» Source excerpt
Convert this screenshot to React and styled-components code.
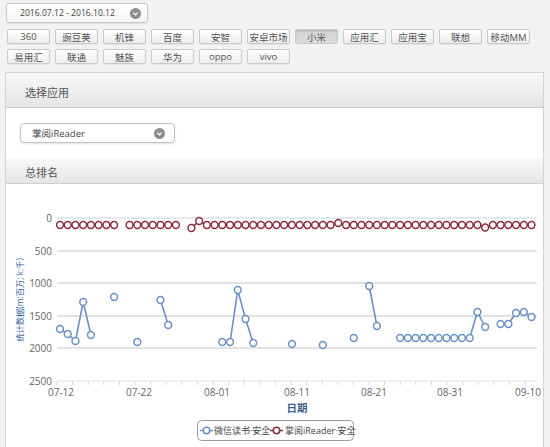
import React from 'react';
import styled, { createGlobalStyle } from 'styled-components';

const GlobalStyle = createGlobalStyle`
  body {
    margin: 0;
    background: #f2f2f2;
    font-family: "Open Sans", "Noto Sans CJK SC", sans-serif;
    color: #444;
  }
`;

const Page = styled.div`
  width: 550px;
  height: 447px;
  overflow: hidden;
  padding-top: 3px;
  box-sizing: border-box;
`;

const DateBox = styled.div`
  margin-left: 6px;
  width: 142px;
  height: 20px;
  box-sizing: border-box;
  border: 1px solid #c8c8c8;
  border-radius: 3px;
  background: linear-gradient(#ffffff, #f4f4f4);
  box-shadow: 0 1px 1px rgba(0, 0, 0, 0.08);
  display: flex;
  align-items: center;
  justify-content: space-between;
  padding: 0 6px 0 13px;
  font-size: 8.6px;
  color: #444;
  white-space: nowrap;
`;

const ButtonGrid = styled.div`
  display: flex;
  flex-wrap: wrap;
  gap: 5px 5px;
  margin: 6px 0 0 7px;
  width: 530px;
`;

const Tab = styled.div`
  width: 43px;
  height: 15px;
  box-sizing: border-box;
  border: 1px solid #c9c9c9;
  border-radius: 2px;
  background: ${(p) => (p.$active ? 'linear-gradient(#d2d2d2, #dedede)' : 'linear-gradient(#ffffff, #ececec)')};
  box-shadow: ${(p) => (p.$active ? 'inset 0 1px 2px rgba(0,0,0,0.15)' : '0 1px 0 rgba(0,0,0,0.05)')};
  display: flex;
  align-items: center;
  justify-content: center;
  font-size: 9.5px;
  color: #555;
  white-space: nowrap;
`;

const Panel = styled.div`
  margin: 8px 6px 0 5px;
  border: 1px solid #d4d4d4;
  background: #fff;
`;

const PanelHeader = styled.div`
  height: ${(p) => p.$h}px;
  box-sizing: border-box;
  border-bottom: 1px solid #cfcfcf;
  background: linear-gradient(#f8f8f8, #e5e5e5);
  display: flex;
  align-items: center;
  padding: ${(p) => p.$top}px 0 0 19px;
  font-size: 11px;
  color: #555;
`;

const PanelBody = styled.div`
  padding: 15px 14px 15px;
`;

const Select = styled.div`
  width: 155px;
  height: 20px;
  box-sizing: border-box;
  border: 1px solid #c4c4c4;
  border-radius: 4px;
  background: #fff;
  box-shadow: 0 1px 2px rgba(0, 0, 0, 0.12);
  display: flex;
  align-items: center;
  justify-content: space-between;
  padding: 0 9px 0 11px;
  font-size: 9.5px;
  color: #444;
`;

const ChartBody = styled.div`
  height: 270px;
  svg {
    display: block;
  }
`;

const Caret = () => (
  <svg width="11" height="11" viewBox="0 0 11 11">
    <circle cx="5.5" cy="5.5" r="5.5" fill="#8d8d8d" />
    <path d="M3.2 4.6 L5.5 6.8 L7.8 4.6" stroke="#fff" strokeWidth="1.3" fill="none" />
  </svg>
);

const X0 = 60;
const DX = 7.73;
const xi = (i) => X0 + i * DX;

const redGroups = [];
{
  const mk = (a, b) => {
    const g = [];
    for (let i = a; i <= b; i++) {
      let y = 225;
      if (i === 17) y = 228;
      if (i === 18) y = 221;
      if (i === 36) y = 223;
      if (i === 55) y = 227.5;
      g.push([i, y]);
    }
    return g;
  };
  redGroups.push(mk(0, 7), mk(9, 15), mk(17, 61));
}

const blueGroups = [
  [[0, 329], [1, 334], [2, 341], [3, 302], [4, 335]],
  [[7, 297]],
  [[10, 342]],
  [[13, 300], [14, 325]],
  [[21, 342], [22, 342], [23, 290], [24, 319], [25, 343]],
  [[30, 344]],
  [[34, 345]],
  [[38, 338]],
  [[40, 286], [41, 326]],
  [
    [44, 338], [45, 338], [46, 338], [47, 338], [48, 338], [49, 338],
    [50, 338], [51, 338], [52, 338], [53, 338], [54, 312], [55, 327],
  ],
  [[57, 324], [58, 324], [59, 313], [60, 312], [61, 317]],
];

const BLUE = '#6a90c6';
const RED = '#8e2a3e';

const Series = ({ groups, color }) => (
  <g>
    {groups.map((g, k) => (
      <g key={k}>
        {g.length > 1 && (
          <polyline
            points={g.map(([i, y]) => `${xi(i)},${y}`).join(' ')}
            fill="none"
            stroke={color}
            strokeWidth="1.6"
          />
        )}
        {g.map(([i, y]) => (
          <circle key={i} cx={xi(i)} cy={y} r="3.4" fill="#fff" stroke={color} strokeWidth="1.5" />
        ))}
      </g>
    ))}
  </g>
);

const yTicks = [
  ['0', 218],
  ['500', 251],
  ['1000', 283],
  ['1500', 316],
  ['2000', 348],
  ['2500', 381],
];

const xLabels = [
  ['07-12', 61],
  ['07-22', 139],
  ['08-01', 217],
  ['08-11', 297],
  ['08-21', 374],
  ['08-31', 450],
  ['09-10', 528],
];

function Chart() {
  const ticks = [];
  for (let x = 57; x <= 537; x += 15.6) ticks.push(x);
  return (
    <svg width="537" height="270" viewBox="6 184 537 270">
      {yTicks.slice(1, 5).map(([, y]) => (
        <line key={y} x1="57" x2="537" y1={y} y2={y} stroke="#e2e2e2" strokeWidth="2" />
      ))}
      <line x1="57" x2="537" y1="218" y2="218" stroke="#c9d6dc" strokeWidth="1" />
      <line x1="57" x2="537" y1="381" y2="381" stroke="#e0e0e0" strokeWidth="1" />
      {ticks.map((x) => (
        <line key={x} x1={x} x2={x} y1="381" y2="385" stroke="#d6d6d6" strokeWidth="1" />
      ))}
      {yTicks.map(([t, y]) => (
        <text key={t} x="52" y={y + 3.5} textAnchor="end" fontSize="10" fill="#666">
          {t}
        </text>
      ))}
      {xLabels.map(([t, x]) => (
        <text key={t} x={x} y="396" textAnchor="middle" fontSize="10" fill="#666">
          {t}
        </text>
      ))}
      <text x="297" y="412" textAnchor="middle" fontSize="10.5" fontWeight="bold" fill="#3d5f8e">
        日期
      </text>
      <text
        x="0"
        y="0"
        transform="translate(23 300) rotate(-90)"
        textAnchor="middle"
        fontSize="8.3"
        fill="#2f5ea3"
      >
        统计数据(m:百万; k:千)
      </text>
      <Series groups={redGroups} color={RED} />
      <Series groups={blueGroups} color={BLUE} />

      <rect x="197.5" y="420.5" width="156" height="20" rx="4" fill="#fff" stroke="#9a9a9a" />
      <line x1="200" x2="213" y1="430.5" y2="430.5" stroke={BLUE} strokeWidth="1.5" />
      <circle cx="206.5" cy="430.5" r="3.2" fill="#fff" stroke={BLUE} strokeWidth="1.5" />
      <text x="214" y="434" fontSize="9" fill="#444">微信读书·安全</text>
      <line x1="270" x2="283" y1="430.5" y2="430.5" stroke={RED} strokeWidth="1.5" />
      <circle cx="276.5" cy="430.5" r="3.2" fill="#fff" stroke={RED} strokeWidth="1.5" />
      <text x="285" y="434" fontSize="9" fill="#444">掌阅iReader·安全</text>
    </svg>
  );
}

const stores = [
  '360', '豌豆荚', '机锋', '百度', '安智', '安卓市场', '小米', '应用汇', '应用宝', '联想', '移动MM',
  '易用汇', '联通', '魅族', '华为', 'oppo', 'vivo',
];

export default function App() {
  return (
    <Page>
      <GlobalStyle />
      <DateBox>
        <span>2016.07.12 - 2016.10.12</span>
        <Caret />
      </DateBox>
      <ButtonGrid>
        {stores.map((s) => (
          <Tab key={s} $active={s === '小米'}>
            {s}
          </Tab>
        ))}
      </ButtonGrid>
      <Panel>
        <PanelHeader $h={35} $top={3}>选择应用</PanelHeader>
        <PanelBody>
          <Select>
            <span>掌阅iReader</span>
            <Caret />
          </Select>
        </PanelBody>
        <PanelHeader $h={26} $top={3}>总排名</PanelHeader>
        <ChartBody>
          <Chart />
        </ChartBody>
      </Panel>
    </Page>
  );
}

» Aim
Your answer should be one number: how many lines in the material above contain the string "React".

» The reply
2